I read article about how JavaScript Engine works, but there is thing that confusing me, it says the following:
JavaScript code first parsed
The source code translated to bytecode
The bytecode gets optimized
The code generator takes bytecode and translates into low level assembly code
Is last step true?
Does above how JavaScript Engines work like "V8"?
(V8 developer here.)
Yes, the JavaScript engines used in "modern" (since 2008) browsers have just-in-time compilers that compile JavaScript to machine code. That's probably what that article meant to say. If you want to distinguish the terms "assembly language" and "machine code", then the former would be the human-readable form (such as mov eax, ebx, written by humans and produced by disassemblers) and the latter would be the binary-encoded form that the CPU understands (such as 0x89 0xD8, produced by compilers/assemblers). I'd say that the term "assembly code" is sufficiently ambiguous that it could refer to either, or could imply that you don't want to distinguish.

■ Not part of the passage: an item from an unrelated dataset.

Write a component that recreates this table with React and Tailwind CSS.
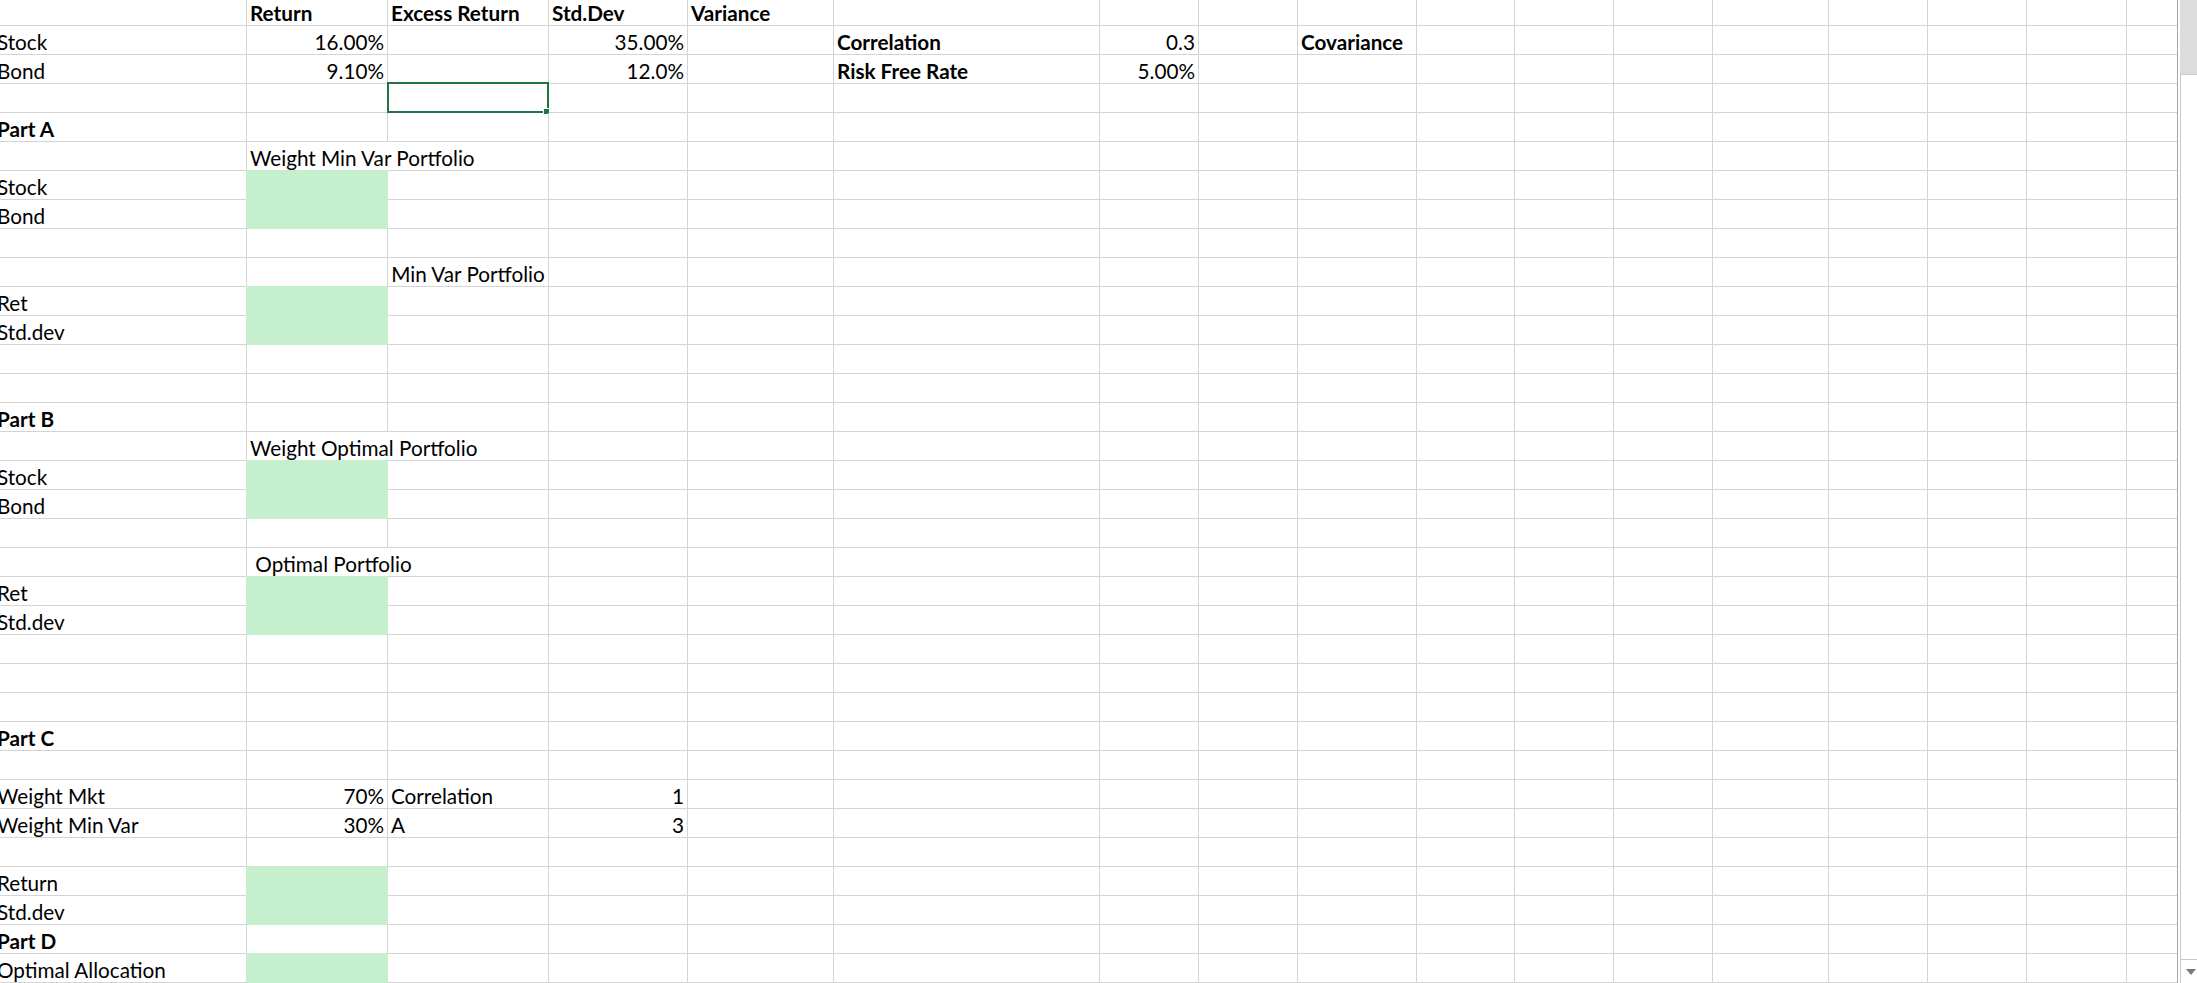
import React from "react";

const COLS = [253, 141, 161, 139, 146, 266, 99, 99, 119, 98, 99, 99, 116, 99, 99, 100, 60];

const ROWS = [
  { 1: { t: "Return", b: 1 }, 2: { t: "Excess Return", b: 1 }, 3: { t: "Std.Dev", b: 1 }, 4: { t: "Variance", b: 1 } },
  { 0: { t: "Stock" }, 1: { t: "16.00%", r: 1 }, 3: { t: "35.00%", r: 1 }, 5: { t: "Correlation", b: 1 }, 6: { t: "0.3", r: 1 }, 8: { t: "Covariance", b: 1 } },
  { 0: { t: "Bond" }, 1: { t: "9.10%", r: 1 }, 3: { t: "12.0%", r: 1 }, 5: { t: "Risk Free Rate", b: 1 }, 6: { t: "5.00%", r: 1 } },
  { 2: { sel: 1 } },
  { 0: { t: "Part A", b: 1 } },
  { 1: { t: "Weight Min Var Portfolio", o: 1 } },
  { 0: { t: "Stock" }, 1: { g: 1 } },
  { 0: { t: "Bond" }, 1: { g: 1 } },
  {},
  { 2: { t: "Min Var Portfolio", c: 1 } },
  { 0: { t: "Ret" }, 1: { g: 1 } },
  { 0: { t: "Std.dev" }, 1: { g: 1 } },
  {},
  {},
  { 0: { t: "Part B", b: 1 } },
  { 1: { t: "Weight Optimal Portfolio", o: 1 } },
  { 0: { t: "Stock" }, 1: { g: 1 } },
  { 0: { t: "Bond" }, 1: { g: 1 } },
  {},
  { 1: { t: "\u00a0Optimal Portfolio", o: 1 } },
  { 0: { t: "Ret" }, 1: { g: 1 } },
  { 0: { t: "Std.dev" }, 1: { g: 1 } },
  {},
  {},
  {},
  { 0: { t: "Part C", b: 1 } },
  {},
  { 0: { t: "Weight Mkt" }, 1: { t: "70%", r: 1 }, 2: { t: "Correlation" }, 3: { t: "1", r: 1 } },
  { 0: { t: "Weight Min Var" }, 1: { t: "30%", r: 1 }, 2: { t: "A" }, 3: { t: "3", r: 1 } },
  {},
  { 0: { t: "Return" }, 1: { g: 1 } },
  { 0: { t: "Std.dev" }, 1: { g: 1 } },
  { 0: { t: "Part D", b: 1 } },
  { 0: { t: "Optimal Allocation" }, 1: { g: 1 } },
];

function Cell({ w, spec }) {
  const s = spec || {};
  let cls =
    "relative h-[29px] shrink-0 border-r border-b px-[3px] pt-[6px] whitespace-nowrap flex items-start ";
  if (s.g) {
    cls += "bg-[#c6efce] border-[#c6efce] shadow-[-1px_-1px_0_0_#c6efce] ";
  } else if (s.o) {
    cls += "border-r-transparent border-b-[#d4d4d4] overflow-visible ";
  } else {
    cls += "border-[#d4d4d4] ";
  }
  if (s.r) cls += "justify-end ";
  else if (s.c) cls += "justify-center ";
  else cls += "justify-start ";
  if (s.b) cls += "font-bold ";
  return (
    <div className={cls} style={{ width: w }}>
      {s.t ? <span className="block leading-[20px]">{s.t}</span> : null}
      {s.sel ? (
        <>
          <div className="pointer-events-none absolute -left-[1px] -top-[2px] -right-[1px] -bottom-[1px] border-2 border-[#217346]" />
          <div className="absolute left-[155px] top-[24px] h-[7px] w-[7px] border border-white bg-[#217346]" />
        </>
      ) : null}
    </div>
  );
}

export default function App() {
  return (
    <div
      className="flex h-[983px] w-[2197px] overflow-hidden bg-white text-[20.7px] text-black"
      style={{ fontFamily: "Lato, 'Liberation Sans', sans-serif" }}
    >
      <div className="h-full flex-1 overflow-hidden">
        <div className="-ml-[6px] -mt-[3px] flex flex-col">
          {ROWS.map((row, ri) => (
            <div key={ri} className="flex">
              {COLS.map((w, ci) => (
                <Cell key={ci} w={w} spec={row[ci]} />
              ))}
            </div>
          ))}
        </div>
      </div>
      <div className="flex h-full w-[20px] shrink-0 border-l border-[#a6a6a6] bg-white pl-[2px]">
        <div className="flex flex-1 flex-col border-l border-[#c8c8c8]">
          <div className="-ml-[1px] h-[75px] border-b border-[#c8c8c8] bg-[#dcdcdc]" />
          <div className="flex-1" />
          <div className="flex h-[24px] items-center justify-center border-t border-[#c8c8c8] pl-[3px]">
            <svg width="10" height="6" viewBox="0 0 10 6">
              <path d="M0 0 L10 0 L5 6 Z" fill="#7a7a7a" />
            </svg>
          </div>
        </div>
      </div>
    </div>
  );
}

I find the third step in your description more misleading: byte code is typically not optimized. The bytecode interpreter, if it exists, is usually the engine's first execution tier, and its purpose is to start execution as soon as possible, without first spending any time on optimizations. If a function runs hot enough, the engine will eventually decide to spend the time to optimize it to machine code (depending on the engine, possibly in a succession of several increasingly powerful but costly compilers). These later, optimizing tiers may or may not take the bytecode as input; alternatively they can parse the source again to build an AST (taking V8 as a specific example, it used to do the latter and is currently doing the former).
Side note: that article is pretty silly indeed. Example:
techniques like inlining (removing white space)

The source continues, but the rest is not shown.